An outside observer might think that Harvard law students were selfless idealists, rightfully infuriated over Dean Robert C. Clark's apparent lack of commitment to their future career path. Those caring law students seem to be willing to do anything to help the millions of Americans who cannot afford representation.
Not quite.
Last year, six students in a graduating class of 474 entered legal services jobs, according to the Harvard Law Bulletin. Contrast that number with the more than 300 students who rallied last fall in Harkness Common after Clark closed--under the guise of budget constraints--the school's only career counseling office in that field.
Only weeks later, 1065 law students signed a petition demanding Clark restore the office. And shortly before winter vacation, hundreds of students wrote angry letters to the dean objecting to comments he made about public interest law to The Crimson.
Evidently, law students may believe in public service, but aren't willing to practice what they preach. More than 60 percent of last year's graduating class headed off to high-paying private law firms.
SOME law students defend this discrepancy with the argument that they are looking out for the interests of a handful of their classmates.
"We want that opportunity to remain open for our classmates who do want to do public interest," they say earnestly.
This feeling--while it may be genuine--may also serve as an excuse for students not to pursue public interest law themselves. As long as Jane or Joe Classmate is doing good, we're free to go for the big bucks.

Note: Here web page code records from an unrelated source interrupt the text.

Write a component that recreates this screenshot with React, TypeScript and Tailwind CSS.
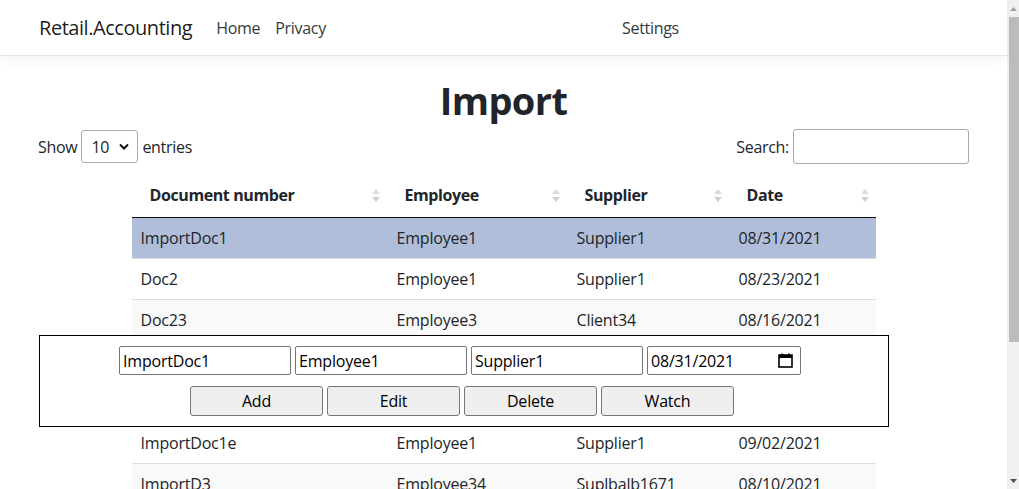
// Import page (Retail.Accounting)

const rows = [
  { doc: "ImportDoc1", emp: "Employee1", sup: "Supplier1", date: "08/31/2021", selected: true },
  { doc: "Doc2", emp: "Employee1", sup: "Supplier1", date: "08/23/2021" },
  { doc: "Doc23", emp: "Employee3", sup: "Client34", date: "08/16/2021" },
  // these two rows sit under the edit panel
  { doc: "", emp: "", sup: "", date: "" },
  { doc: "", emp: "", sup: "", date: "" },
  { doc: "ImportDoc1e", emp: "Employee1", sup: "Supplier1", date: "09/02/2021" },
  { doc: "ImportD3", emp: "Employee34", sup: "Suplbalb1671", date: "08/10/2021" },
];

const cols = [
  { label: "Document number", w: "w-[255px]" },
  { label: "Employee", w: "w-[180px]" },
  { label: "Supplier", w: "w-[162px]" },
  { label: "Date", w: "w-[147px]" },
];

export default function App() {
  return (
    <div className="flex h-[489px] w-full overflow-hidden bg-white font-['Open_Sans','Noto_Sans',sans-serif] text-[16px] text-[#212529]">
      <div className="relative min-w-0 flex-1">
        {/* Top navbar */}
        <nav className="flex h-[56px] items-center border-b border-[#e5e5e5] bg-white pl-[39px] shadow-[0_4px_12px_rgba(0,0,0,0.05)]">
          <div className="flex w-[583px] items-center">
            <span className="text-[20px] tracking-[-0.45px] text-black/90">Retail.Accounting</span>
            <span className="ml-[24px] tracking-[-0.3px] text-[#343a40]">Home</span>
            <span className="ml-[15px] tracking-[-0.3px] text-[#343a40]">Privacy</span>
          </div>
          <span className="tracking-[-0.3px] text-[#343a40]">Settings</span>
        </nav>

        <main className="px-[38px]">
          <h1 className="mt-[20px] text-center text-[38px] font-bold leading-[48px] tracking-[-0.6px]">Import</h1>

          {/* length + search */}
          <div className="mt-[5px] flex h-[35px] items-center justify-between">
            <div className="flex items-center gap-[4px] tracking-[-0.3px]">
              <span>Show</span>
              <div className="flex h-[33px] w-[57px] items-center justify-between rounded-[3px] border border-[#aaa] pl-[9px] pr-[8px]">
                <span>10</span>
                <svg width="10" height="7" viewBox="0 0 10 7">
                  <path d="M1 1.5 L5 5.5 L9 1.5" fill="none" stroke="#111" strokeWidth="2" />
                </svg>
              </div>
              <span>entries</span>
            </div>
            <label className="flex items-center gap-[4px] tracking-[-0.3px]">
              <span>Search:</span>
              <input className="h-[35px] w-[176px] rounded-[3px] border border-[#aaa] px-[4px] outline-none" />
            </label>
          </div>

          {/* data table */}
          <div className="mx-auto mt-[9px] w-[744px]">
            <div className="flex h-[45px] border-b border-[#111]">
              {cols.map((c) => (
                <div key={c.label} className={`${c.w} flex items-center justify-between pl-[18px] pr-[7px] font-bold tracking-[-0.4px]`}>
                  <span>{c.label}</span>
                  <SortIcon />
                </div>
              ))}
            </div>
            {rows.map((r, i) => (
              <div
                key={i}
                className={`flex ${i === 0 ? "h-[40px]" : "h-[41px] border-t border-[#ddd]"} ${
                  r.selected ? "bg-[#b0bed9]" : i % 2 === 0 ? "bg-[#f9f9f9]" : "bg-white"
                } items-center tracking-[-0.2px]`}
              >
                <div className="w-[255px] pl-[9px]">{r.doc}</div>
                <div className="w-[180px] pl-[10px]">{r.emp}</div>
                <div className="w-[162px] pl-[10px]">{r.sup}</div>
                <div className="w-[147px] pl-[10px]">{r.date}</div>
              </div>
            ))}
          </div>
        </main>

        {/* edit panel over the table */}
        <div className="absolute left-[39px] top-[335px] flex h-[92px] w-[850px] flex-col items-center border border-black bg-white pt-[10px]">
          <div className="flex gap-[4px] pr-[8px]">
            <Field value="ImportDoc1" />
            <Field value="Employee1" />
            <Field value="Supplier1" />
            <div className="flex h-[29px] w-[154px] items-center justify-between rounded-[2px] border border-[#767676] pl-[3px] pr-[7px] tracking-[-0.2px] text-black">
              <span>08/31/2021</span>
              <svg width="15" height="15" viewBox="0 0 15 15">
                <rect x="1" y="2" width="13" height="12" fill="none" stroke="#000" strokeWidth="1.6" />
                <rect x="1" y="2" width="13" height="3" fill="#000" />
                <rect x="3.5" y="0.5" width="1.6" height="2.5" fill="#000" />
                <rect x="10" y="0.5" width="1.6" height="2.5" fill="#000" />
              </svg>
            </div>
          </div>
          <div className="mt-[11px] flex gap-[4px] pr-[4px]">
            {["Add", "Edit", "Delete", "Watch"].map((b) => (
              <button key={b} className="h-[30px] w-[133px] rounded-[3px] border border-[#767676] bg-[#efefef] tracking-[-0.2px] text-black">
                {b}
              </button>
            ))}
          </div>
        </div>
      </div>

      {/* fake scrollbar */}
      <div className="flex w-[12px] flex-col items-end bg-[#f1f1f1]">
        <div className="flex h-[17px] w-full items-center justify-center">
          <svg width="7" height="4" viewBox="0 0 7 4">
            <path d="M0 4 L3.5 0 L7 4 Z" fill="#a3a3a3" />
          </svg>
        </div>
        <div className="h-[325px] w-[10px] bg-[#bcbcbc]" />
        <div className="flex-1" />
        <div className="flex h-[17px] w-full items-center justify-center">
          <svg width="7" height="4" viewBox="0 0 7 4">
            <path d="M0 0 L7 0 L3.5 4 Z" fill="#505050" />
          </svg>
        </div>
      </div>
    </div>
  );
}

function Field({ value }: { value: string }) {
  return (
    <input
      readOnly
      value={value}
      className="h-[29px] w-[172px] rounded-[2px] border border-[#767676] px-[3px] tracking-[-0.2px] text-black outline-none"
    />
  );
}

function SortIcon() {
  return (
    <svg width="8" height="13" viewBox="0 0 8 13">
      <path d="M4 0 L8 5 L0 5 Z" fill="#dcdcdc" />
      <path d="M0 8 L8 8 L4 13 Z" fill="#d0d0d0" />
    </svg>
  );
}
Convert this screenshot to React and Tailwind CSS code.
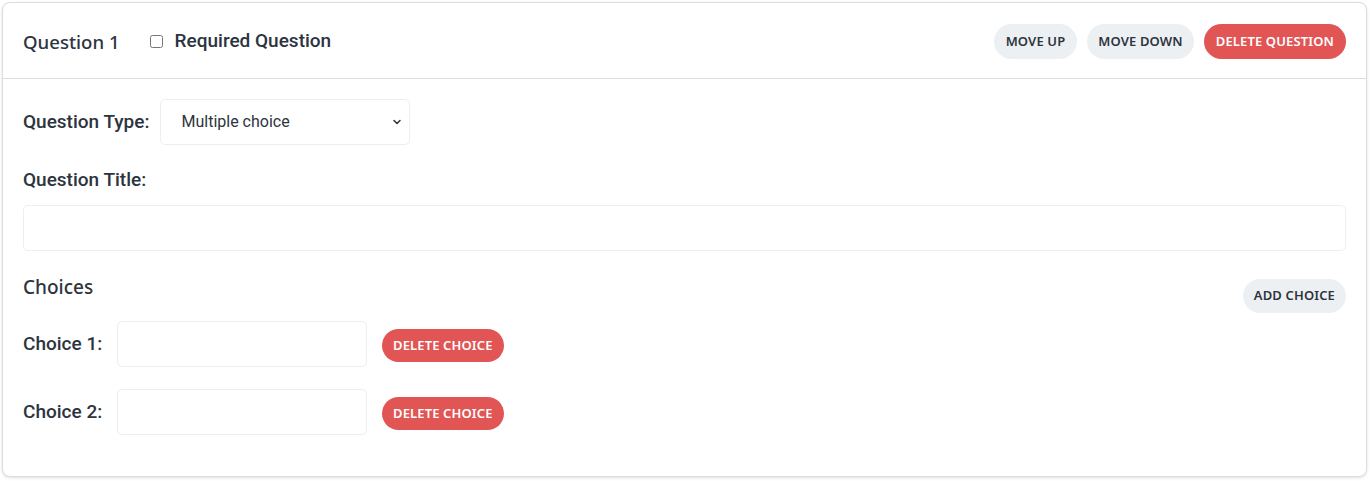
import React from "react";

const headFont = { fontFamily: '"Noto Sans", "Open Sans", sans-serif' };

const pill =
  "rounded-full px-[11px] h-[35px] text-[13px] font-semibold tracking-[0.01em] uppercase";

const App = () => {
  return (
    <div className="min-h-screen bg-white p-[2px] font-['Roboto',sans-serif] text-[#2d3440]">
      <div className="w-[1365px] h-[475px] rounded-[8px] border border-[#dcdde3] bg-white shadow-[0_1px_3px_rgba(0,0,0,0.12)]">
        <div className="h-[76px] border-b border-[#dcdde3] px-5 flex items-center justify-between">
          <div className="flex items-center pt-[2px]">
            <span style={headFont} className="text-[18.6px] font-medium text-[#2d3440]">
              Question 1
            </span>
            <label className="flex items-center ml-[30px] text-[19px] font-medium">
              <input type="checkbox" className="w-[13px] h-[13px] mr-[12px]" />
              Required Question
            </label>
          </div>
          <div style={headFont} className="flex items-center gap-[10px] pt-[2px]">
            <button className={pill + " bg-[#edf0f3] text-[#2d3440] !px-[12px]"}>Move Up</button>
            <button className={pill + " bg-[#edf0f3] text-[#2d3440]"}>Move Down</button>
            <button className={pill + " bg-[#e25555] text-white !px-[12px]"}>Delete Question</button>
          </div>
        </div>

        <div className="px-5 pt-5">
          <div className="flex items-center">
            <span className="text-[19px] font-medium">Question Type:</span>
            <div className="ml-[11px] w-[250px] h-[46px] border border-[#eceef1] rounded-[5px] flex items-center justify-between pl-5 pr-[6px] text-[16px]">
              <span>Multiple choice</span>
              <svg width="12" height="12" viewBox="0 0 24 24" fill="none" stroke="#2d3440" strokeWidth="3" strokeLinecap="round" strokeLinejoin="round">
                <path d="M6 9l6 6 6-6" />
              </svg>
            </div>
          </div>

          <div className="mt-[23px] text-[19px] font-medium leading-[24px]">Question Title:</div>
          <div className="mt-[13px] h-[46px] border border-[#eceef1] rounded-[5px]" />

          <div className="mt-[20px] flex items-start justify-between">
            <span style={headFont} className="pt-[2px] text-[19px] font-medium">Choices</span>
            <button
              style={headFont}
              className={pill + " mt-[8px] bg-[#edf0f3] text-[#2d3440] !h-[34px]"}
            >
              Add Choice
            </button>
          </div>

          <div className="mt-[8px] flex flex-col gap-[22px]">
            {[1, 2].map((n) => (
              <div key={n} className="flex items-center">
                <span className="w-[94px] text-[19px] font-medium">Choice {n}:</span>
                <div className="w-[250px] h-[46px] border border-[#eceef1] rounded-[5px]" />
                <button
                  style={headFont}
                  className={pill + " ml-[15px] mt-[3px] bg-[#e25555] text-white !h-[33px]"}
                >
                  Delete Choice
                </button>
              </div>
            ))}
          </div>
        </div>
      </div>
    </div>
  );
};

export default App;
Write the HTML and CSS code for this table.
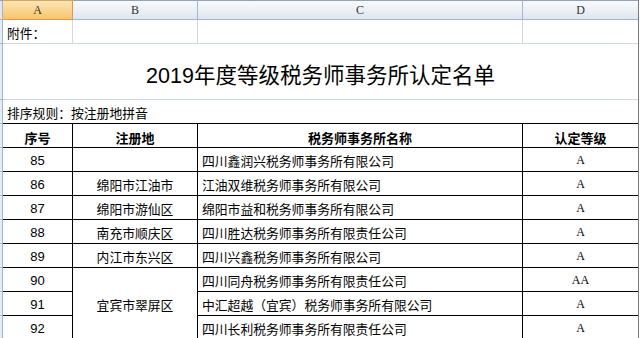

Other students contend their summer experiences in public interest law prove their sincere commitment to the field. But the overwhelming majority of these students do public service in the summer knowing they will soon be secure in their corporate easychairs.
Perhaps the most widely used argument for the lack of public interest careers among law students is that they must take the cushy high-paying corporate jobs to pay off huge school debts. But these debts haven't stopped the few law students who do enter the lowerpaying public service field.
Besides, the Law School boasts the Low Income Protection Plan, which pays off the debts of students who enter low-paying fields such as public interest law. More recently, private endowments have greatly expanded the number of public interest fellowships.
EVEN though law students don't back up their rhetoric, at least their rhetoric is right. Clark should not have closed the career office, and should be more committed to public interest law. The Law School should focus on more than teaching and research in the abstract.
But for all the furor over Clark's decision, at least he has been honest. Clark has never beat around the bush about his feelings on public interest law, even if these sentiments did infuriate the student body. It was this rare honesty with the press that elicited the attacks for his apparently anti-public interest comments. Two weeks ago, he subjected himself to an hour of antagonistic questioning by students at a forum.
Perhaps law students and Clark could learn from each other.
Clark could take to heart the students' beliefs about the importance of public interest.
The students, in turn, could take a lesson from Clark's honesty. Instead of rallying for public interest law and pursuing corporate law, they could follow their own words and take advantage of the opportunities they so vigorously defend.